Впрочем, вступать в перепалку с графоманом – это как убеждать хозяина, что нелепо обзывать наследником мокрого гостя, наследившего на ковре. Один пишет лучше, другой хуже, и всякого графомана в конце поджидает расплата. «Сноб» же обязан быть сдержанным не только публикуя сочинённое. Сдержанность нужна и в комментариях, и в диалогах, и при знакомстве со звёздами. Вспоминаю со стыдом мою встречу с Майей Плисецкой на музыкально-поэтическом концерте «Памяти Анны Ахматовой» в Ройял Фестивал Холл. Оказавшись в перерыве за кулисами, я, прежде всего, норовил отметиться фотографией с ней и Владимиром Ашкенази. У меня было 10–15 минут. Мне бы продумать вопросы. Я же суетился и выпалил: мол, помню, Майя, вас за сценой Большого, когда после финала «Спартака» вы за занавесом сказали кому-то: видел мой прыжок?! На что Майя резко оборвала меня: «Такого быть не могло, я никогда не хвасталась»…

Научил ли меня тот случай сдержанности? Нет. Я продолжал на «Снобе» в том же духе. Написал комментарий о пошлости в эссе ведущего Севы Новгородцева, с которым был немного знаком, когда сотрудничал на Русской службе Би-би-си. Затем ввязался в разговор и стал рассуждать о блатном флёре гениальной актрисы Людмилы Гурченко. Приведу мои аргументы в отношении актрисы: «Вчера из Лондона посмотрел похороны Гурченко по телевидению. Теперь мой компьютер позволяет это сделать. Эти её зрители – прямо страшно на них смотреть. Это ж моё поколение со стороны. Их провинциальность нестерпима. Дочь актрисы, в огромных чёрных очках, которая не виделась с мамой десяток лет и пришла на похороны… А ещё я понял драму Гурченко и с мужчинами, и в искусстве. При её гениальности, как актрисы, остался и даже культивировался ею самой блатной флёр. И не её лично, а страны, где она прожила, страны провинциальной и нищей. Нищей духом, свободолюбием, возможностью нормально жить и развиваться. А ведь умела гениально показывать. Огромная воля, энергия, честолюбие, маниакальное желание быть всегда на сцене, под камерой, при отсутствии потребности читать, писать и мыслить, при отсутствии глубокой интеллигентности, настоящей духовности… Вот и вылилось всё в трагическую старость. Она же не умеет сказать, у неё нормальных слов не хватает. А показывает всё гениально: жестом, взмахом, пластикой, мимикой, песней, танцем. Гениальная актриса, всё понимает, а сказать ей трудно. Показать же, это совсем не сказать продуманное. Вот и осталась Люсей! Очень провинциально».

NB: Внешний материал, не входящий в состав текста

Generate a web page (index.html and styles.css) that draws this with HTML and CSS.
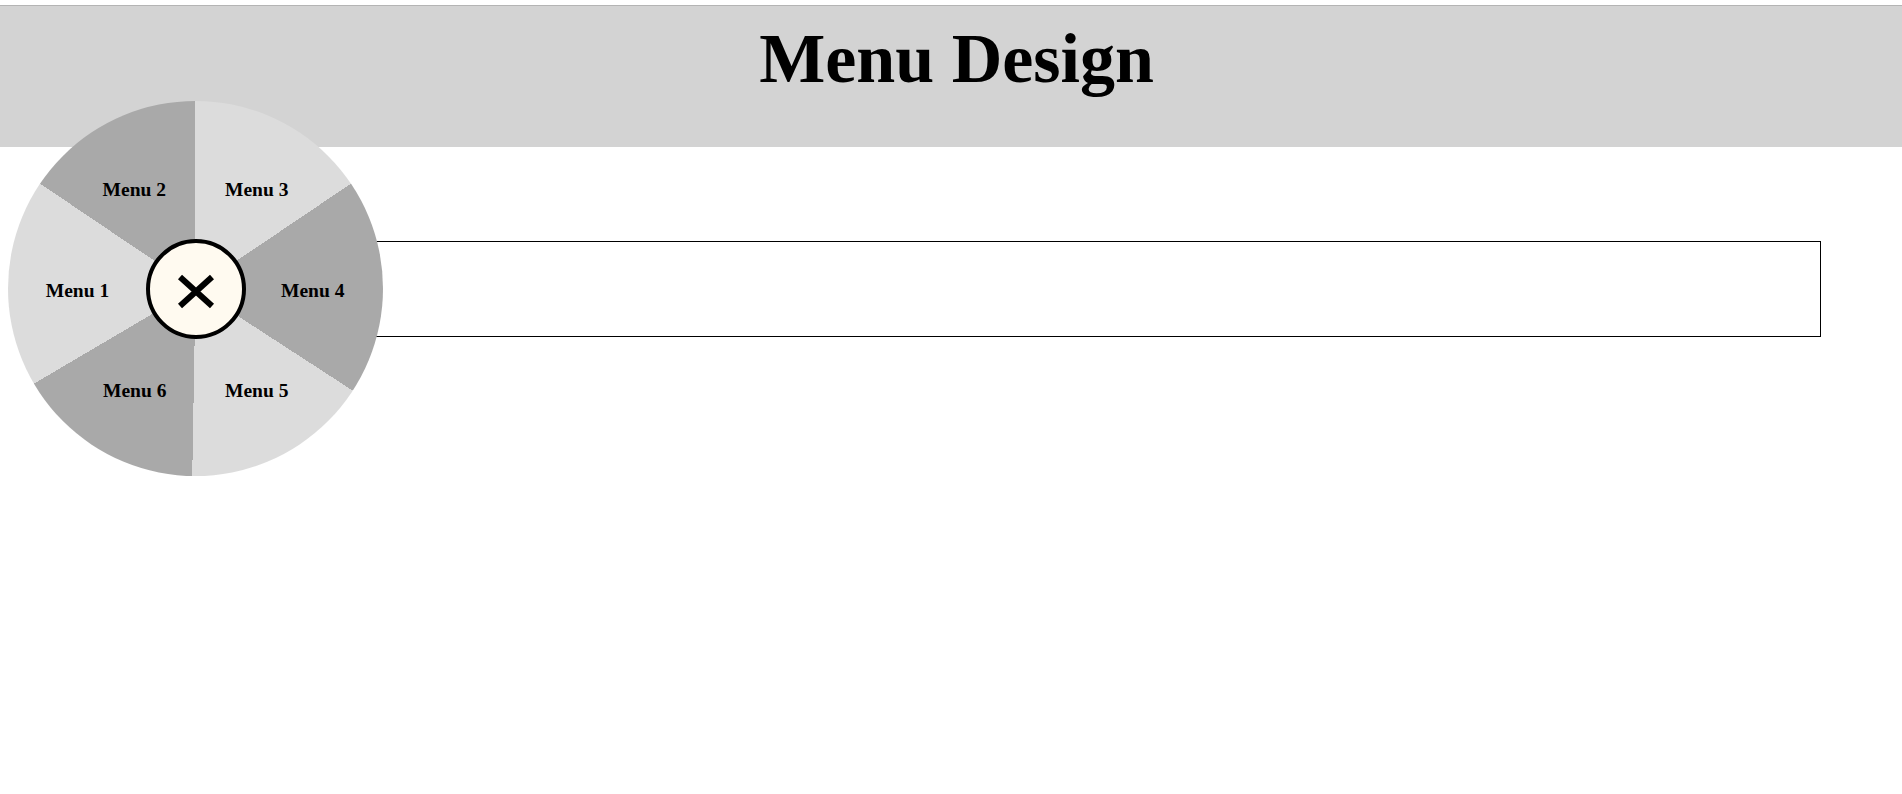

Этот мой выпад парировал автор поста: «Мне кажется, вы чересчур пристрастны и к Людмиле Марковне Гурченко, и к её публике. Это все уже очень пожилые люди, душой оставшиеся в том советском времени, где она блистала, пела и играла. ”Я голос Ваш, жар Вашего дыханья“… Гурченко могла это сказать и про себя. Не согласен, что она не менялась. Менялась, мучилась, хотела услышать новое время, хотела найти в нём для себя достойную роль. Роли этой не было. Приходилось всё придумывать и даже режиссировать самой. Не всегда удачно. Но рассказывала она всегда зажигательно, интересно. Словом, вполне владела… Что касается моего с ней общения, то тон у нее, надо сказать, был самый корректный и вежливый. И даже доверительный. Вообще она до кончиков мизинцев была профессионалом: она знала, как надо общаться с журналистами, как их расположить, как обаять, как быть неотразимой. Поставьте цветы там, сядьте здесь, я хочу видеть ваше лицо»…

В этом диалоге вылез мой старый грех – категоричность. Да, блатной флёр актрисы мешал мне смотреть телепрограмму «Люся» Леонида Парфёнова. Но, как заметил однажды о моралистах своего времени Честертон, «пока нравственность была чёрно-белой, как шахматная доска, тот, кто стремился увеличить число белых клеток, знал хотя бы, что уменьшится число чёрных. Теперь он ничего не знает. Он не знает, что надо запрещать, что – разрешать… Если мы совмещаем бесконечные и безответственные домыслы со скоропалительными реформами, растёт не анархия, а тирания. Запретных вещей становится всё больше и процесс этот идёт уже сам собой. Воображение учёных и действия реформаторов вполне логично и почти законно делают нас рабами». Согласитесь, наблюдения Честертона нынче выглядят ещё более злободневными. Что без всякого шарлатанства я, кажется, доказываю моими эссе.